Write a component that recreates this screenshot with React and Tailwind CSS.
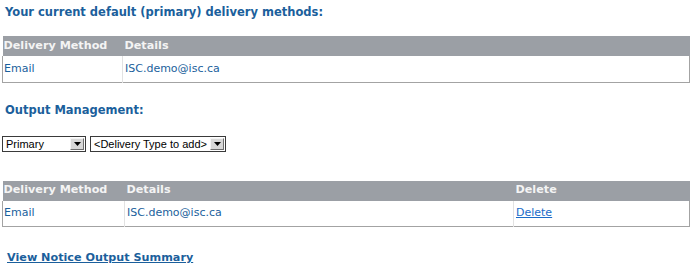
const BLUE = "text-[#1b5f9c]";

function FakeSelect({ label, width }) {
  return (
    <div className={`flex h-[16px] items-stretch border border-[#3a3a3a] bg-white ${width}`}>
      <span className="flex-1 overflow-hidden whitespace-nowrap pl-[3px] font-['Liberation_Sans',Arial,sans-serif] text-[11px] leading-[14px] text-black">
        {label}
      </span>
      <span className="m-[1px] flex w-[14px] items-center justify-center border border-t-[#f4f4f4] border-l-[#f4f4f4] border-r-[#6e6e6e] border-b-[#6e6e6e] bg-[#d8d8d8]">
        <svg width="7" height="4" viewBox="0 0 7 4">
          <path d="M0 0h7L3.5 4z" fill="#000" />
        </svg>
      </span>
    </div>
  );
}

function Grid({ columns, rows }) {
  return (
    <table className="w-[688px] table-fixed border-collapse text-[11px]">
      <thead>
        <tr className="h-[20px] bg-[#9b9fa5]">
          {columns.map((c, j) => (
            <th
              key={c.label}
              className={`${c.width} ${j === 0 ? "pl-[1px]" : "pl-[2px]"} text-left text-[11.2px] font-bold text-[#f4f4f4]`}
            >
              {c.label}
            </th>
          ))}
        </tr>
      </thead>
      <tbody>
        {rows.map((r, i) => (
          <tr key={i} className="h-[26px] border border-t-0 border-[#a3a3a3] bg-white">
            {r.map((cell, j) => (
              <td key={j} className={j > 0 ? "border-l border-[#e2e2e2] pl-[2px]" : "pl-[1px]"}>
                {cell}
              </td>
            ))}
          </tr>
        ))}
      </tbody>
    </table>
  );
}

export default function App() {
  return (
    <div className={`h-[270px] w-[700px] overflow-hidden bg-white font-['DejaVu_Sans',Verdana,sans-serif] ${BLUE}`}>
      <h2 className="pl-[5px] pt-[5px] text-[11.5px] leading-[14px] font-bold">
        Your current default (primary) delivery methods:
      </h2>

      <div className="mt-[17px] pl-[2px]">
        <Grid
          columns={[
            { label: "Delivery Method", width: "w-[120px]" },
            { label: "Details", width: "" },
          ]}
          rows={[["Email", "ISC.demo@isc.ca"]]}
        />
      </div>

      <h2 className="mt-[20px] pl-[5px] text-[11.5px] leading-[14px] font-bold">Output Management:</h2>

      <div className="mt-[19px] flex gap-[4px] pl-[2px]">
        <FakeSelect label="Primary" width="w-[84px]" />
        <FakeSelect label="<Delivery Type to add>" width="w-[136px]" />
      </div>

      <div className="mt-[29px] pl-[2px]">
        <Grid
          columns={[
            { label: "Delivery Method", width: "w-[122px]" },
            { label: "Details", width: "w-[389px]" },
            { label: "Delete", width: "" },
          ]}
          rows={[
            [
              "Email",
              "ISC.demo@isc.ca",
              <a href="#" className="text-[#1a6bc9] underline">
                Delete
              </a>,
            ],
          ]}
        />
      </div>

      <a href="#" className="mt-[24px] ml-[7px] inline-block text-[11.2px] leading-[14px] font-bold underline">
        View Notice Output Summary
      </a>
    </div>
  );
}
=======
TASK OBJECTIVE:
Reproduce the material in full, word for word, and omit the pictures.

IN RESPONSE:
Write a component that recreates this screenshot with React and Tailwind CSS.
const BLUE = "text-[#1b5f9c]";

function FakeSelect({ label, width }) {
  return (
    <div className={`flex h-[16px] items-stretch border border-[#3a3a3a] bg-white ${width}`}>
      <span className="flex-1 overflow-hidden whitespace-nowrap pl-[3px] font-['Liberation_Sans',Arial,sans-serif] text-[11px] leading-[14px] text-black">
        {label}
      </span>
      <span className="m-[1px] flex w-[14px] items-center justify-center border border-t-[#f4f4f4] border-l-[#f4f4f4] border-r-[#6e6e6e] border-b-[#6e6e6e] bg-[#d8d8d8]">
        <svg width="7" height="4" viewBox="0 0 7 4">
          <path d="M0 0h7L3.5 4z" fill="#000" />
        </svg>
      </span>
    </div>
  );
}

function Grid({ columns, rows }) {
  return (
    <table className="w-[688px] table-fixed border-collapse text-[11px]">
      <thead>
        <tr className="h-[20px] bg-[#9b9fa5]">
          {columns.map((c, j) => (
            <th
              key={c.label}
              className={`${c.width} ${j === 0 ? "pl-[1px]" : "pl-[2px]"} text-left text-[11.2px] font-bold text-[#f4f4f4]`}
            >
              {c.label}
            </th>
          ))}
        </tr>
      </thead>
      <tbody>
        {rows.map((r, i) => (
          <tr key={i} className="h-[26px] border border-t-0 border-[#a3a3a3] bg-white">
            {r.map((cell, j) => (
              <td key={j} className={j > 0 ? "border-l border-[#e2e2e2] pl-[2px]" : "pl-[1px]"}>
                {cell}
              </td>
            ))}
          </tr>
        ))}
      </tbody>
    </table>
  );
}

export default function App() {
  return (
    <div className={`h-[270px] w-[700px] overflow-hidden bg-white font-['DejaVu_Sans',Verdana,sans-serif] ${BLUE}`}>
      <h2 className="pl-[5px] pt-[5px] text-[11.5px] leading-[14px] font-bold">
        Your current default (primary) delivery methods:
      </h2>

      <div className="mt-[17px] pl-[2px]">
        <Grid
          columns={[
            { label: "Delivery Method", width: "w-[120px]" },
            { label: "Details", width: "" },
          ]}
          rows={[["Email", "ISC.demo@isc.ca"]]}
        />
      </div>

      <h2 className="mt-[20px] pl-[5px] text-[11.5px] leading-[14px] font-bold">Output Management:</h2>

      <div className="mt-[19px] flex gap-[4px] pl-[2px]">
        <FakeSelect label="Primary" width="w-[84px]" />
        <FakeSelect label="<Delivery Type to add>" width="w-[136px]" />
      </div>

      <div className="mt-[29px] pl-[2px]">
        <Grid
          columns={[
            { label: "Delivery Method", width: "w-[122px]" },
            { label: "Details", width: "w-[389px]" },
            { label: "Delete", width: "" },
          ]}
          rows={[
            [
              "Email",
              "ISC.demo@isc.ca",
              <a href="#" className="text-[#1a6bc9] underline">
                Delete
              </a>,
            ],
          ]}
        />
      </div>

      <a href="#" className="mt-[24px] ml-[7px] inline-block text-[11.2px] leading-[14px] font-bold underline">
        View Notice Output Summary
      </a>
    </div>
  );
}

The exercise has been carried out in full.